= THE REQUEST =
Retype the lines beneath this one, from the first through the line containing "Math.abs(i - 12));". Pictures are left out.

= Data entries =
-- START --
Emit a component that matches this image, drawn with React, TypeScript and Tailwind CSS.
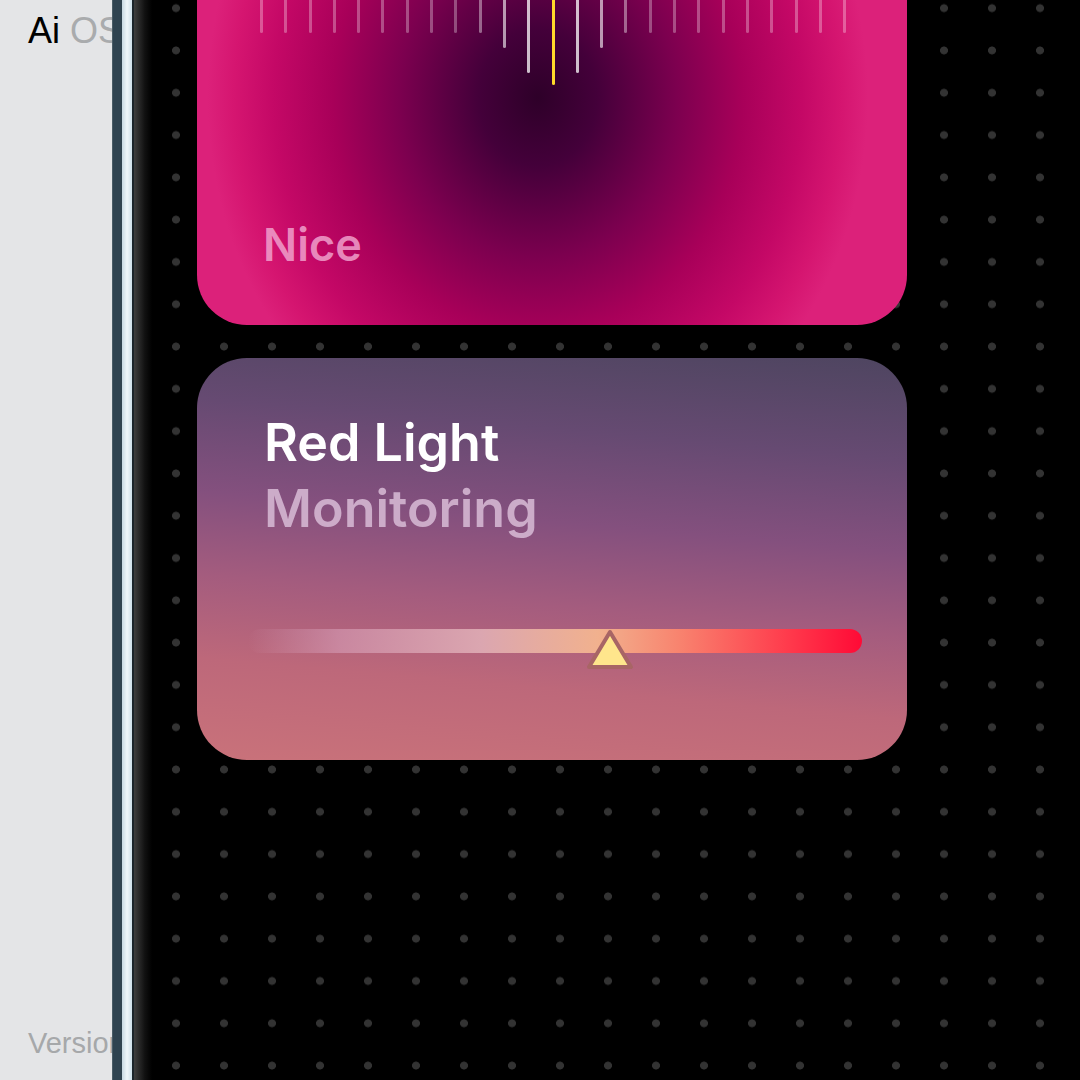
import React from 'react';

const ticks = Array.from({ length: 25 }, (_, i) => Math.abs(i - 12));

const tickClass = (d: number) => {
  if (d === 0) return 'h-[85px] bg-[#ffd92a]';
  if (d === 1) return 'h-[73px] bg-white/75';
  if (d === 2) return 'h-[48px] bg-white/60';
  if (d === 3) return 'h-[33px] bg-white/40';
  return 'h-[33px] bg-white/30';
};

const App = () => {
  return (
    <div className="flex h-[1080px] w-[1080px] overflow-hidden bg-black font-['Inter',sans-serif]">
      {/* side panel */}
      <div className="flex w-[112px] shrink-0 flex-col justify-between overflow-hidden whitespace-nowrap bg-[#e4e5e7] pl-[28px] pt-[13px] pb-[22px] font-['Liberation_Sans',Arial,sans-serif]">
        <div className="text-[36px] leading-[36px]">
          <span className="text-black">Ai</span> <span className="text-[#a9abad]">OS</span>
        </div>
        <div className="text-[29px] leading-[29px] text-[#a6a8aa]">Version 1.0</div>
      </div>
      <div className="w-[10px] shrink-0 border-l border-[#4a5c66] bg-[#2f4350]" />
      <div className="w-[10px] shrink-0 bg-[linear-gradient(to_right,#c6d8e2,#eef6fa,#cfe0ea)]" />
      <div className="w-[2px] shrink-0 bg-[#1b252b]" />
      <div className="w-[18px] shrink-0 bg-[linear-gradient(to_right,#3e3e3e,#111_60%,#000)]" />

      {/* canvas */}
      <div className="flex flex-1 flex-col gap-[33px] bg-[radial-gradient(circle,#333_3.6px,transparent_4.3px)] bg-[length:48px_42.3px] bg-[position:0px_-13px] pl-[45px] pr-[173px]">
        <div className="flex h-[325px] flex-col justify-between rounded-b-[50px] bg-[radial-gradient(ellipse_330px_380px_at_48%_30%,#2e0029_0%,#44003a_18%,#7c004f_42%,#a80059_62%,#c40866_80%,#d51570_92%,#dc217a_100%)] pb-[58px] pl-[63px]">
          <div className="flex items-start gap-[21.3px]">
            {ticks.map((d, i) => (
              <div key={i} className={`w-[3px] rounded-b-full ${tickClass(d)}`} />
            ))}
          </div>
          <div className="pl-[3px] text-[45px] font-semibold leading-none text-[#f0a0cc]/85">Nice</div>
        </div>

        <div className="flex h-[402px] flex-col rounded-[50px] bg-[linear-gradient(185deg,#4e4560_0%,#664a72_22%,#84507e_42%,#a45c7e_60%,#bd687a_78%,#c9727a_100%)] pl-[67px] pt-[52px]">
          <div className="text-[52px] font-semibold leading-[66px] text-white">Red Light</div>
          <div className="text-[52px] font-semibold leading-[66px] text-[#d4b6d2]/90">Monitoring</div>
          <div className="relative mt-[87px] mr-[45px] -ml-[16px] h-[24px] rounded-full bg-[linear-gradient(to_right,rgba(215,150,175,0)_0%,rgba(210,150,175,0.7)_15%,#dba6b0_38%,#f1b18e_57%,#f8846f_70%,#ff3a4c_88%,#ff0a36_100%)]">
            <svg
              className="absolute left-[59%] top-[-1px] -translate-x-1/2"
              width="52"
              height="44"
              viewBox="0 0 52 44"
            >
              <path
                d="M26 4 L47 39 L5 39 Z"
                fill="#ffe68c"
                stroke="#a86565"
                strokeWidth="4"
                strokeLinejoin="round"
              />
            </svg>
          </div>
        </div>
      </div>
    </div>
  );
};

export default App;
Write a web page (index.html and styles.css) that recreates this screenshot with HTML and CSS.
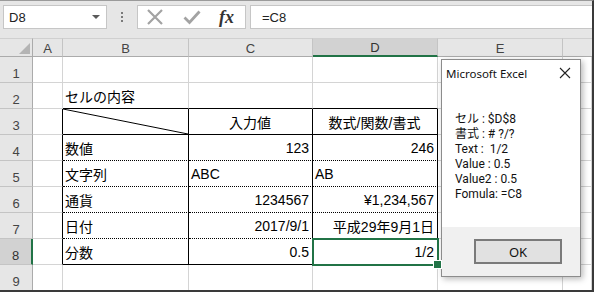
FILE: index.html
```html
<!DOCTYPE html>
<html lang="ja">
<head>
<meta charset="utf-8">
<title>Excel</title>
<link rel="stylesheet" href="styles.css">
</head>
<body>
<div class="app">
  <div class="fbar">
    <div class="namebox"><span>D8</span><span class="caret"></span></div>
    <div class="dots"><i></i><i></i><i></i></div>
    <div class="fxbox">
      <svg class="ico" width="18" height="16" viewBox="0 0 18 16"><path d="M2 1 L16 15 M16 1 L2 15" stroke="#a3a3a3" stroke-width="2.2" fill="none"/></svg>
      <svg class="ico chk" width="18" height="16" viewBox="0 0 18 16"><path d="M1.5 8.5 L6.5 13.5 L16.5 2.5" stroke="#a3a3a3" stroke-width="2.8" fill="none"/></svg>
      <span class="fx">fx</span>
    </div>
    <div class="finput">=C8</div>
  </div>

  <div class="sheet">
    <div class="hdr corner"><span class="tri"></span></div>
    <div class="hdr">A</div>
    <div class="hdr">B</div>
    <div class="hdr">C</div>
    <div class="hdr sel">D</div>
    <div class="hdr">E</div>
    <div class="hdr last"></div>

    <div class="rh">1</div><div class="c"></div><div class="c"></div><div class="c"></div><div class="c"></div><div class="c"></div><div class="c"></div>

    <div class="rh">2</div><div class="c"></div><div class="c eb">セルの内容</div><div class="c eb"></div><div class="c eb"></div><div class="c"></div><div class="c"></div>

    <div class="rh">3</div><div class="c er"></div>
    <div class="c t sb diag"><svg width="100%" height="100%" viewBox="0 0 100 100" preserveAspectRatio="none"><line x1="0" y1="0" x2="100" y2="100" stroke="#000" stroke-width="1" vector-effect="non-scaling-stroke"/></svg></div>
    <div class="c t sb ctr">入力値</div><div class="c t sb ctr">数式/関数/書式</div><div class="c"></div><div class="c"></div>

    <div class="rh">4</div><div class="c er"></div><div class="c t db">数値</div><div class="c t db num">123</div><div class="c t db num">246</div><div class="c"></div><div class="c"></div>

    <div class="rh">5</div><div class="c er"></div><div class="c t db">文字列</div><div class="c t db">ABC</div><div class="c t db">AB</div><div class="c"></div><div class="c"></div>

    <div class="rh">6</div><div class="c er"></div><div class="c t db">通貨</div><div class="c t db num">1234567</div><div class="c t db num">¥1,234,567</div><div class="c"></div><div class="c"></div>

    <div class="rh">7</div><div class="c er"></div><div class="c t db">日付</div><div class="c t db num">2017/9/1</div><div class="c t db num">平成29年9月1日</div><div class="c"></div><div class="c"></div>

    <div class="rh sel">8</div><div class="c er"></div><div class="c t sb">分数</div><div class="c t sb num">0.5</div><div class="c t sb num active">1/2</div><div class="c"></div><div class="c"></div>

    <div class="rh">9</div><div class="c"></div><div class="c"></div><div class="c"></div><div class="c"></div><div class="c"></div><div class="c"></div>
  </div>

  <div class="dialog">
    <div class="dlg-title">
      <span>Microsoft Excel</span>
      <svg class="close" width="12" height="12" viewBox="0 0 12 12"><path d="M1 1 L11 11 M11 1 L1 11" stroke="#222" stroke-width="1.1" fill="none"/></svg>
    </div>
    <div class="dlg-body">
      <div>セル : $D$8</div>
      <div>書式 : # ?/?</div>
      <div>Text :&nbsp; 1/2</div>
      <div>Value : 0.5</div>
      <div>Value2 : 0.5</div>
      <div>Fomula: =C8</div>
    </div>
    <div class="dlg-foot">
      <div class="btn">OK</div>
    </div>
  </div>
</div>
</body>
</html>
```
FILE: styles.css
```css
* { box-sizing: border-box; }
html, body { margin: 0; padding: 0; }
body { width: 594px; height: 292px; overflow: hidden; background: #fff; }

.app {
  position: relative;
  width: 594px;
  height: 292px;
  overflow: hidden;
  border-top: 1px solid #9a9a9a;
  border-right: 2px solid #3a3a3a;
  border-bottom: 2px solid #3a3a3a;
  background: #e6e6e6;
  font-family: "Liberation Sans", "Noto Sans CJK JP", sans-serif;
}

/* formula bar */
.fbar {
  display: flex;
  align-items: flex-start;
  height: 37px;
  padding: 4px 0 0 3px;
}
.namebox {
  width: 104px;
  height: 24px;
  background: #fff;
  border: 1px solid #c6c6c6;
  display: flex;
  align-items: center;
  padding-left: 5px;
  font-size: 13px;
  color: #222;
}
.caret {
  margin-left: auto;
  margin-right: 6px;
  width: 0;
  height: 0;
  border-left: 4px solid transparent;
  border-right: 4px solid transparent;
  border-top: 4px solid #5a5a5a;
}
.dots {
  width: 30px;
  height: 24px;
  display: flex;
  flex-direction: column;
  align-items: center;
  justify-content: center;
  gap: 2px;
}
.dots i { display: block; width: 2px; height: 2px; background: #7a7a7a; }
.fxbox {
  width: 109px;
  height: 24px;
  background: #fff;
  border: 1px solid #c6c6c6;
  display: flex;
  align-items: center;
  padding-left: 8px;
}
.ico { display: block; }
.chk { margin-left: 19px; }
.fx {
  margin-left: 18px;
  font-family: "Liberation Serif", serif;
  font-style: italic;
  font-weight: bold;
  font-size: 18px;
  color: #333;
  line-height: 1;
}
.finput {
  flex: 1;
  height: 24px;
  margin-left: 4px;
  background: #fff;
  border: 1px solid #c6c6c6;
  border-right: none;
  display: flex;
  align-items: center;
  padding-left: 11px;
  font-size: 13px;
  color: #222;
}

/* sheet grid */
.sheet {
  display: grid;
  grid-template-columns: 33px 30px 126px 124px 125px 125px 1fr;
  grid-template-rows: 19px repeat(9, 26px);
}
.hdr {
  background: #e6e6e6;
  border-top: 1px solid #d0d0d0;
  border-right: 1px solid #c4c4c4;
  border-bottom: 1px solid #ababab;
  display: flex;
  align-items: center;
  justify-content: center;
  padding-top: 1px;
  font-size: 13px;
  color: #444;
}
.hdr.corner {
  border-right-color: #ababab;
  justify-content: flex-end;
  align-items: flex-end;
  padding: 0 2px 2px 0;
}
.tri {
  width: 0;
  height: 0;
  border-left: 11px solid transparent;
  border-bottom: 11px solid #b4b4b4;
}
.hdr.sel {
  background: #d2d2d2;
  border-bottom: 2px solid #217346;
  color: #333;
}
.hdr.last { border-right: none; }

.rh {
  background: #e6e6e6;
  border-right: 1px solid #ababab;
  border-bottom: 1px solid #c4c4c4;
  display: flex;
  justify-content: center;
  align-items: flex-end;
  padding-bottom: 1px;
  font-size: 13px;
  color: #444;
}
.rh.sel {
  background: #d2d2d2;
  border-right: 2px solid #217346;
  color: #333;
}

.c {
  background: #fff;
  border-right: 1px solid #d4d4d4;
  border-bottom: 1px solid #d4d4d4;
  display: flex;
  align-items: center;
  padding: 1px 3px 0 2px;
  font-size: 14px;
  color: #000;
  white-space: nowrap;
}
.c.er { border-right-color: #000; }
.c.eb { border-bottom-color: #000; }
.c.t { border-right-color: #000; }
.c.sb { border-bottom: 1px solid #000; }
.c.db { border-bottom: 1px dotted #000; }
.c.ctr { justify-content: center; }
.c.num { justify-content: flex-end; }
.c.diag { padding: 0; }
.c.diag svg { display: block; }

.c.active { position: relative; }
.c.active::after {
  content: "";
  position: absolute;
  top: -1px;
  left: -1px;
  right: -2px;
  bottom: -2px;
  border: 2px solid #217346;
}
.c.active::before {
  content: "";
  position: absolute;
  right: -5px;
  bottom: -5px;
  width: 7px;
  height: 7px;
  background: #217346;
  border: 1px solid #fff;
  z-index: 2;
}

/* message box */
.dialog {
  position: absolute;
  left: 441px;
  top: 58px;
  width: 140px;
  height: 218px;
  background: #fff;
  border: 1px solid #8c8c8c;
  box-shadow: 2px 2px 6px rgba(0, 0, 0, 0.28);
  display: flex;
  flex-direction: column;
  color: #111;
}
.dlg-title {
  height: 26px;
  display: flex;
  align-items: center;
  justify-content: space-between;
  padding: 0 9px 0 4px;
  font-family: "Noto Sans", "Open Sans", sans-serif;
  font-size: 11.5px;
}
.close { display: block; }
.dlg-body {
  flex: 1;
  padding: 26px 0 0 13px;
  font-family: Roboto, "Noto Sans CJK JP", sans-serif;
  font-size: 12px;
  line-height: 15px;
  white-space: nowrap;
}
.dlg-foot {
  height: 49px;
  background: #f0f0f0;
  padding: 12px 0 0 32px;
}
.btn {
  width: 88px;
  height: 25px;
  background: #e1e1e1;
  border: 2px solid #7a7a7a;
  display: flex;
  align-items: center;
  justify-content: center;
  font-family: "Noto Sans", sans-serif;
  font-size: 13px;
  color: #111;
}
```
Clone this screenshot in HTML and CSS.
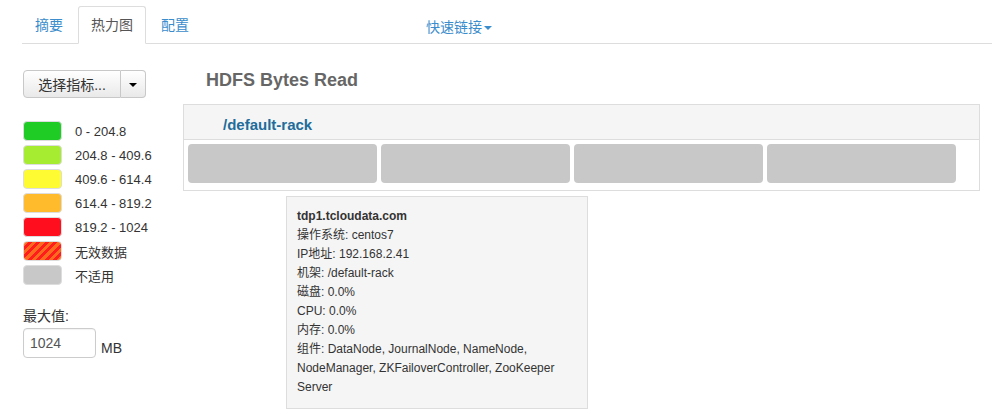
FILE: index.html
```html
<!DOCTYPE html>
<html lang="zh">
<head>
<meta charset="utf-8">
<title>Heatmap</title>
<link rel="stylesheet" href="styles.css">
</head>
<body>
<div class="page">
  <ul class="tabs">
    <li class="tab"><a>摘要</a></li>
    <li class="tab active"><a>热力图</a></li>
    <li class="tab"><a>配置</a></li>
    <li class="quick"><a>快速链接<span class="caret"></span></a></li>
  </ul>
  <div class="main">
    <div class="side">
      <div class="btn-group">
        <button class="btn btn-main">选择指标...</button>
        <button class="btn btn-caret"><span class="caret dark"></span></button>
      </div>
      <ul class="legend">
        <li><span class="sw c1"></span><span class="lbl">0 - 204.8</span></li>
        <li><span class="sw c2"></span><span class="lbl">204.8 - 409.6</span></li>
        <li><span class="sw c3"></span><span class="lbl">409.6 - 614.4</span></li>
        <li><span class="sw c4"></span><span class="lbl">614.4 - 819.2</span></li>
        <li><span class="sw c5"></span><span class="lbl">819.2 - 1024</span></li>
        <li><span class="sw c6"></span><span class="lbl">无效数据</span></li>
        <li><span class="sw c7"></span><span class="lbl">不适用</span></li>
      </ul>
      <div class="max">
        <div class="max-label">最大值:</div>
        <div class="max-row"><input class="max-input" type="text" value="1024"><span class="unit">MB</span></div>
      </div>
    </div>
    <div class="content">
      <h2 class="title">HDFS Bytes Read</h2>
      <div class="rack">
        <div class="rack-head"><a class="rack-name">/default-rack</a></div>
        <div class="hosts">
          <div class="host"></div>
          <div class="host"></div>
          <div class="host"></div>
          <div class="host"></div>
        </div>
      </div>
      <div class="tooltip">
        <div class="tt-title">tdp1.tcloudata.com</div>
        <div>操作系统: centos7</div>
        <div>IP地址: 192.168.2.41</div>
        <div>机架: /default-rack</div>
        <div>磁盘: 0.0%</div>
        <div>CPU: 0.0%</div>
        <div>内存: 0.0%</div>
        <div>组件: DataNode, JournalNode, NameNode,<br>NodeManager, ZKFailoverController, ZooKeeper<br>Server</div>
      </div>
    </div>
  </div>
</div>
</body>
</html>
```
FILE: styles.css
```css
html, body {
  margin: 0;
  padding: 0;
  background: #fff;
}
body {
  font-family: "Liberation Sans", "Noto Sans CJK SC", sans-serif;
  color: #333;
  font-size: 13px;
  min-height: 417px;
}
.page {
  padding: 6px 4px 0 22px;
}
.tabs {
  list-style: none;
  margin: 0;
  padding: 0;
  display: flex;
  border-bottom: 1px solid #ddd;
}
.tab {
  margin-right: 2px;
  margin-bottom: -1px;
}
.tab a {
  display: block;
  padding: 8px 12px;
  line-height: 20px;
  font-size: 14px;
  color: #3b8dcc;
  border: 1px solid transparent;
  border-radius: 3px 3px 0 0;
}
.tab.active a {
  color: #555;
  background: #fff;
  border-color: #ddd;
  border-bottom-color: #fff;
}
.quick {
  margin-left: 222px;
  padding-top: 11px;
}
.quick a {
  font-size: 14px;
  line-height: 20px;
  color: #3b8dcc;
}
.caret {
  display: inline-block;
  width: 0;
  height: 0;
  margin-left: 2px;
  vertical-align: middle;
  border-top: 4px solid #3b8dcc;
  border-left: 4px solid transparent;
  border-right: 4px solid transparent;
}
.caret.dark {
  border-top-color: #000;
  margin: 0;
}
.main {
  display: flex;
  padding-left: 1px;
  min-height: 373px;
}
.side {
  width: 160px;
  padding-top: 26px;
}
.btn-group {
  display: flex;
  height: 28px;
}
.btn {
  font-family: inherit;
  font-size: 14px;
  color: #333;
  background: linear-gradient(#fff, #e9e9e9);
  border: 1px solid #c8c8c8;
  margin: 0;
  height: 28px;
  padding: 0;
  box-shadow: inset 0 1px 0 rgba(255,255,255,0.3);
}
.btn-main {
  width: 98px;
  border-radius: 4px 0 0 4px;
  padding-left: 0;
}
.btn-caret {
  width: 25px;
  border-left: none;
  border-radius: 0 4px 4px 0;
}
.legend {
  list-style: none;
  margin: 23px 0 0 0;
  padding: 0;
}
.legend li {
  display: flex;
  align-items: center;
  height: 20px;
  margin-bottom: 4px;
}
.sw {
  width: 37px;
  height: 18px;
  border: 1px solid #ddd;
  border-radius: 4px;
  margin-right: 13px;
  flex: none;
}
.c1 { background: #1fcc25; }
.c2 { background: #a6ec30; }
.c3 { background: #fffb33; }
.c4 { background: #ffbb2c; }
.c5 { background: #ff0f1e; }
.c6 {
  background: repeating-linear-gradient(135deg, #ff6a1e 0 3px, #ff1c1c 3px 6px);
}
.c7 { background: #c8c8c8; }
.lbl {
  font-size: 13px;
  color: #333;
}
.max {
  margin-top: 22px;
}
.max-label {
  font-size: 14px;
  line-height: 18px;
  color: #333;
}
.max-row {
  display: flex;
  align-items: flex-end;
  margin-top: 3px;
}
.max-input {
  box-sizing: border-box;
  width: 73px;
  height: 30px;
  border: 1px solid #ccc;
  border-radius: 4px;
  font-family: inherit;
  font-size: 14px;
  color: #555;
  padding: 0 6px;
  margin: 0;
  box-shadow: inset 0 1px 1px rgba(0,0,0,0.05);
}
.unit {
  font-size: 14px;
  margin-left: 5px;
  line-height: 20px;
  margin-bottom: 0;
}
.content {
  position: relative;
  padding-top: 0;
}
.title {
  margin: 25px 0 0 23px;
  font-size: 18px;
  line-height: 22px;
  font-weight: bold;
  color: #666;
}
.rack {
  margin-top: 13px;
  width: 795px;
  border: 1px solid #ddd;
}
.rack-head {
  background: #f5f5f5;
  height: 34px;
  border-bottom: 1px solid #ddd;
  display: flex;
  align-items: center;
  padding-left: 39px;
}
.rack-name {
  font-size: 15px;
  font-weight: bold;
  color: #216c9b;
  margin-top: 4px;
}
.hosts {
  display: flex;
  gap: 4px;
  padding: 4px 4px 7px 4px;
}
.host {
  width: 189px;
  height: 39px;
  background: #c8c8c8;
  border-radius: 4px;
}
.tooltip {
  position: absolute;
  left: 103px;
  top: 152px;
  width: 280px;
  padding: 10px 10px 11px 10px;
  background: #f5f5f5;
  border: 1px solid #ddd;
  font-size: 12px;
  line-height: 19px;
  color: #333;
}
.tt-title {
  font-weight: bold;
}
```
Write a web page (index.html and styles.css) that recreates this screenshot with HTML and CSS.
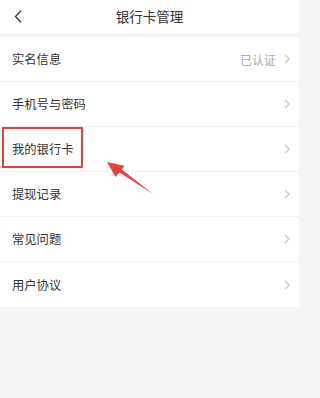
-- END --
= TASK ANSWER =
Emit a component that matches this image, drawn with React, TypeScript and Tailwind CSS.
import React from 'react';

const ticks = Array.from({ length: 25 }, (_, i) => Math.abs(i - 12));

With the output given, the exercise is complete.